Victim and defendant must be informed of the decision to dispose the case in an alternative way and agree (or object) with the chosen modality. Victims and defendants may be given the right to appeal against prosecutorial decision to the superior prosecutor or the court. Many countries also provide the victim with the right to lodge complaint to the court which can examine the prosecutorial discretionary decision, and which may order the initiation of a prosecution if it finds the decision inappropriate.
In the majority of the countries the prosecution service is internally organised in a hierarchical way. The rationale of this subordination was made to supervise discretionary power of prosecution service when making prosecutorial decisions.
In a number of states the Minister of Justice is the head of the prosecution service. In this capacity he can issue written circulars and guidelines or directives instructing the prosecution service to pursue the prosecution policy as determined by Government. He can also give individual instructions. It means that Ministry of Justice can, by virtue of the code of criminal procedure, order that certain cases must be prosecuted (positive directions). Nevertheless, the majority of theorists believe that the Minister’s power to give general instructions on the one hand and to order the bringing of charges on the other, should never extend to a right of negative instruction. The Minister of Justice would not have the right to oppose or suspend the prosecution.

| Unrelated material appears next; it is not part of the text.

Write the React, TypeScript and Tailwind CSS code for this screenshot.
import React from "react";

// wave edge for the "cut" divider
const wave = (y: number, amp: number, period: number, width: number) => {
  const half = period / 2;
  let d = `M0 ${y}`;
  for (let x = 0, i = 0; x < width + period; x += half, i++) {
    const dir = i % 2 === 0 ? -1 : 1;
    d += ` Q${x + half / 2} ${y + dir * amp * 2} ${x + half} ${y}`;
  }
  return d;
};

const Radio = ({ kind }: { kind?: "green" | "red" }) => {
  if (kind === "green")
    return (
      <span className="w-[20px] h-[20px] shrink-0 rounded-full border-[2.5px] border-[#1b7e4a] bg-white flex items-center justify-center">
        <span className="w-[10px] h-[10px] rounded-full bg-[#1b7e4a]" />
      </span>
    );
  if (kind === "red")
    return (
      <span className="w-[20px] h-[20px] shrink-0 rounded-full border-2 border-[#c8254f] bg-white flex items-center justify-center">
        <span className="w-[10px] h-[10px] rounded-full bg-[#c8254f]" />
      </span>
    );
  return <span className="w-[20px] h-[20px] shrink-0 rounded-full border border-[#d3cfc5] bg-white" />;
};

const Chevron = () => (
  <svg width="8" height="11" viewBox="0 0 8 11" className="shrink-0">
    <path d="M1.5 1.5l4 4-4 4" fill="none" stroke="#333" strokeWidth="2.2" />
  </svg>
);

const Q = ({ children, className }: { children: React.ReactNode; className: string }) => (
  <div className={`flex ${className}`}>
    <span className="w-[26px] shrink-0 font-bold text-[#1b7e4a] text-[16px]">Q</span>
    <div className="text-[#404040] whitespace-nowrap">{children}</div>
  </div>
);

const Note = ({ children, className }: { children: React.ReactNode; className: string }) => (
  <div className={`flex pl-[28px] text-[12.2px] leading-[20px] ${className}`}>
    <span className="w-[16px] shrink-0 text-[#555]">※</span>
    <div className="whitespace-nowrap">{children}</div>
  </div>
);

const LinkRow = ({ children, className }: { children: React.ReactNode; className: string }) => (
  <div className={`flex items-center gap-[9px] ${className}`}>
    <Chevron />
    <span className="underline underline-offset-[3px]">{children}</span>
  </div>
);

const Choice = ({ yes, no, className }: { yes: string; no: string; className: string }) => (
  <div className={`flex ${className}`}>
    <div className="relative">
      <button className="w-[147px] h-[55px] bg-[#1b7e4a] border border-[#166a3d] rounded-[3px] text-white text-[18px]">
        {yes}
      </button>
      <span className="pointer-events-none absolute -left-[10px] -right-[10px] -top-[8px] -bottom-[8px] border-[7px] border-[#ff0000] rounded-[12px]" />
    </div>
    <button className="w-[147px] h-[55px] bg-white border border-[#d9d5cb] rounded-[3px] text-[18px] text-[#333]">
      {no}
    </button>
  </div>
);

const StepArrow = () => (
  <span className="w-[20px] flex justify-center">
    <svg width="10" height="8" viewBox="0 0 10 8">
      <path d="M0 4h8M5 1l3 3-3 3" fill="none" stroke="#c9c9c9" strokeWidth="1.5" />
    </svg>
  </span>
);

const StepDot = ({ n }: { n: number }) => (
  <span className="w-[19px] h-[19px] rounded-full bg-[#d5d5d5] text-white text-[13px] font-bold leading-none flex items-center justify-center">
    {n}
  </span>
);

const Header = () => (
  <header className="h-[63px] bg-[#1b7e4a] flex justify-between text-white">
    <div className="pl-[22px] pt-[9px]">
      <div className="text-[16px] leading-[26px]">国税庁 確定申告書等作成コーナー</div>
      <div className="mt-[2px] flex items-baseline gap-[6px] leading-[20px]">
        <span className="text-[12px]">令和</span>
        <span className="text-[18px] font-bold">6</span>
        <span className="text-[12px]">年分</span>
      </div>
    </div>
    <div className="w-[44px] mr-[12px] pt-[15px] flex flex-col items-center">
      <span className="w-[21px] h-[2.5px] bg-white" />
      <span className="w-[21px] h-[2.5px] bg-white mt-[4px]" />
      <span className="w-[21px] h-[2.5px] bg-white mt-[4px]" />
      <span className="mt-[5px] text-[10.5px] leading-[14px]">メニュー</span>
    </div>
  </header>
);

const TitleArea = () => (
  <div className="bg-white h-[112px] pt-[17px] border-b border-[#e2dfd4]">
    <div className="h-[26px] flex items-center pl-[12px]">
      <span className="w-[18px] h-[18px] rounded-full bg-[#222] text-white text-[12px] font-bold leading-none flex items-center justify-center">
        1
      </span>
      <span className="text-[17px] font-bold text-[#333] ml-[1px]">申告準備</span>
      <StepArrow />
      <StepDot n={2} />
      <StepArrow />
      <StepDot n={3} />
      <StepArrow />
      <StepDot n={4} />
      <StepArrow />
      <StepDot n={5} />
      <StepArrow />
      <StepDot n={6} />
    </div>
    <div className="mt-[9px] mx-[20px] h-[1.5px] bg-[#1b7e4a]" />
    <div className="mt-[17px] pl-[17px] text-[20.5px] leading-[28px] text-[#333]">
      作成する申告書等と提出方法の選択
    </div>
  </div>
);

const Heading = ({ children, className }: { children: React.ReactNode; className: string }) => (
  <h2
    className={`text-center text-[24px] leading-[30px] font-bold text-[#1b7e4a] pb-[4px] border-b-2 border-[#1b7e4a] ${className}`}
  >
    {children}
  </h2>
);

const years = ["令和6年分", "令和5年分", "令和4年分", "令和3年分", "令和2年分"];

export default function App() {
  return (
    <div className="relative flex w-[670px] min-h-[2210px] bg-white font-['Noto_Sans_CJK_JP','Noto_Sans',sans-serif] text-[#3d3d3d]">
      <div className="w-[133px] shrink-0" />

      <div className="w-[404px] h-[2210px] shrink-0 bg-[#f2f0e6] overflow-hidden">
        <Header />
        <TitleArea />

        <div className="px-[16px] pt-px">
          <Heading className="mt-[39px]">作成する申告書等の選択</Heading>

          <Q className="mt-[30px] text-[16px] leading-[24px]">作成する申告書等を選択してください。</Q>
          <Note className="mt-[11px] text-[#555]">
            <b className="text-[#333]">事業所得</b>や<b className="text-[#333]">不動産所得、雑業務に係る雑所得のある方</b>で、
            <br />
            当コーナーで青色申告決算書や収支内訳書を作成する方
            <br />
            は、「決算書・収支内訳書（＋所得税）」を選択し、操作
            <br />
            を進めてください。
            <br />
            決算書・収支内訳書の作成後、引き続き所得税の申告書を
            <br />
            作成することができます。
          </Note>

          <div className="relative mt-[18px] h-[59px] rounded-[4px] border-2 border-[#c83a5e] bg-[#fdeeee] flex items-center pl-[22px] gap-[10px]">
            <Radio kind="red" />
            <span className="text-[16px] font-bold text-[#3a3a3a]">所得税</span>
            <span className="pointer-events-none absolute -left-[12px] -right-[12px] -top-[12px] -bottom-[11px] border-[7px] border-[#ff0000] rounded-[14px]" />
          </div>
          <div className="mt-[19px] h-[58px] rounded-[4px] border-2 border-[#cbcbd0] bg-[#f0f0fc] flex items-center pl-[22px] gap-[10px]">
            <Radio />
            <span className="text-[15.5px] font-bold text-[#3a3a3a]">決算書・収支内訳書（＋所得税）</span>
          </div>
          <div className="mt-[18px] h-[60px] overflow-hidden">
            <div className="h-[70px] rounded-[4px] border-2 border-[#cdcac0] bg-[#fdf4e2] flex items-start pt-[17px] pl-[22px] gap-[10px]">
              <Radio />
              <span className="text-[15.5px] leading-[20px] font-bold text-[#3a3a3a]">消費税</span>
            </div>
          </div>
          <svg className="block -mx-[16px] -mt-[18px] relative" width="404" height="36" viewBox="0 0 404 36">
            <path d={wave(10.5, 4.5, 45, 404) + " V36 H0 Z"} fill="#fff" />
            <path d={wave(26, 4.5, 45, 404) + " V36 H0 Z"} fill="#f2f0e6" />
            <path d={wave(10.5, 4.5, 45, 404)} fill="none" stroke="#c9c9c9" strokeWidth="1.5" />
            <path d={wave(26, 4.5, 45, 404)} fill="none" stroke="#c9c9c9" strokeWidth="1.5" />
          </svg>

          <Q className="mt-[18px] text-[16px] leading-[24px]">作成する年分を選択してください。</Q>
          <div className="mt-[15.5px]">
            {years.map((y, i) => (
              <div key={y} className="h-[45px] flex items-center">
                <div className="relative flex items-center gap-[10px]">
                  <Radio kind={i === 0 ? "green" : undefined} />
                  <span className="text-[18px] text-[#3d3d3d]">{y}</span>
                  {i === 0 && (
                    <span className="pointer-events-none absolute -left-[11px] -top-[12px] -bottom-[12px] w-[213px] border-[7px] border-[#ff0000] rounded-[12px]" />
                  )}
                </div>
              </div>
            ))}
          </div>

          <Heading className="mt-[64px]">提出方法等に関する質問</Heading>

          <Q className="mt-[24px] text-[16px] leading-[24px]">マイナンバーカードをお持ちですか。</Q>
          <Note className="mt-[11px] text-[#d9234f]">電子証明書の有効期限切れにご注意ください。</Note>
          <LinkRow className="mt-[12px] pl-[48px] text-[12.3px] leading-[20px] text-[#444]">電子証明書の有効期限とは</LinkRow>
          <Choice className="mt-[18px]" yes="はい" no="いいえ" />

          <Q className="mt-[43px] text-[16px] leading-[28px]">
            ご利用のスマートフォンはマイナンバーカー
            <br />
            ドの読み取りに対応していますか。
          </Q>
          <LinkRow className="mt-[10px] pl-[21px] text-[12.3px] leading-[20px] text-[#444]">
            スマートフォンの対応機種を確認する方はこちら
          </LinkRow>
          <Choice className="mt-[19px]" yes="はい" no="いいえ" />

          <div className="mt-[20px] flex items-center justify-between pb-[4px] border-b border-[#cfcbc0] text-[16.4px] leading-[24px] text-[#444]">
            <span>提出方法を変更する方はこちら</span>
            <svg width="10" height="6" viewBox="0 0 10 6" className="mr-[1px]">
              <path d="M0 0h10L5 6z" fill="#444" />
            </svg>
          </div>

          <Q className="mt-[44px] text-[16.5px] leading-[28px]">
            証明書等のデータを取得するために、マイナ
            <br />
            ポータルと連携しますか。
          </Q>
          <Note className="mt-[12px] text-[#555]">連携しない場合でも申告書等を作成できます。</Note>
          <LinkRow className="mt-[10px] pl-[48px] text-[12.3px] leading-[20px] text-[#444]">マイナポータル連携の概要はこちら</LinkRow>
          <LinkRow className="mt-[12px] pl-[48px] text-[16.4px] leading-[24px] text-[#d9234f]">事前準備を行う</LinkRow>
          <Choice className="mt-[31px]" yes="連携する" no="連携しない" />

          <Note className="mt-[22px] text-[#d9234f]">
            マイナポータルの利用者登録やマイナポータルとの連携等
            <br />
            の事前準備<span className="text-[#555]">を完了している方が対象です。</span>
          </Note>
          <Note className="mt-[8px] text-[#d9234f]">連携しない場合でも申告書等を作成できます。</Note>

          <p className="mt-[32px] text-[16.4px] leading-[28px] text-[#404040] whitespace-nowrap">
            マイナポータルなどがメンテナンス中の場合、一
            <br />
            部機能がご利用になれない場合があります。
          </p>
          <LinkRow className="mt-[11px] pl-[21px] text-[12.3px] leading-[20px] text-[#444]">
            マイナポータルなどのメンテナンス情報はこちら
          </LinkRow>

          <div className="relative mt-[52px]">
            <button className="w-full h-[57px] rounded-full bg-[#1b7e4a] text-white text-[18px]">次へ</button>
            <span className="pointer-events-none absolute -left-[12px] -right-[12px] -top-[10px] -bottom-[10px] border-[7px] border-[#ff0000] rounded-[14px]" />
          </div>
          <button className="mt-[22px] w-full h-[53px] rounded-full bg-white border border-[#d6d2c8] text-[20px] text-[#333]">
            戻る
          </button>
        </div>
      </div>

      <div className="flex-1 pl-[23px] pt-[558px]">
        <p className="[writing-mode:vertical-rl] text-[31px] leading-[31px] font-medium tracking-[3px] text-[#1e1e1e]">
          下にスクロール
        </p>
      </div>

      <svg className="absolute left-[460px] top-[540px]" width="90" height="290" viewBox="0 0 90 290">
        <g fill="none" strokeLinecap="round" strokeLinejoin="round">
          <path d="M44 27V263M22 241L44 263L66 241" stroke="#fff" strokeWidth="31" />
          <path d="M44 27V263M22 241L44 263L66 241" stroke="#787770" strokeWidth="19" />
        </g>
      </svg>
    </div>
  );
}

The prosecutor is also controled by the court system. The common law system is characterized by the almost unlimited discretion of the prosecutor to initiate or stop the proceedings during the pretrial phase. The decisions to stop proceedings does not require the approval of a judge if the trial has not yet started. In other countries the prosecutor is required to obtain the consent of a judge before he
can drop a prosecution.
As was already written, the victim and the defendant have the right to appeal discretionary decision to the court and it is another way of judicial control.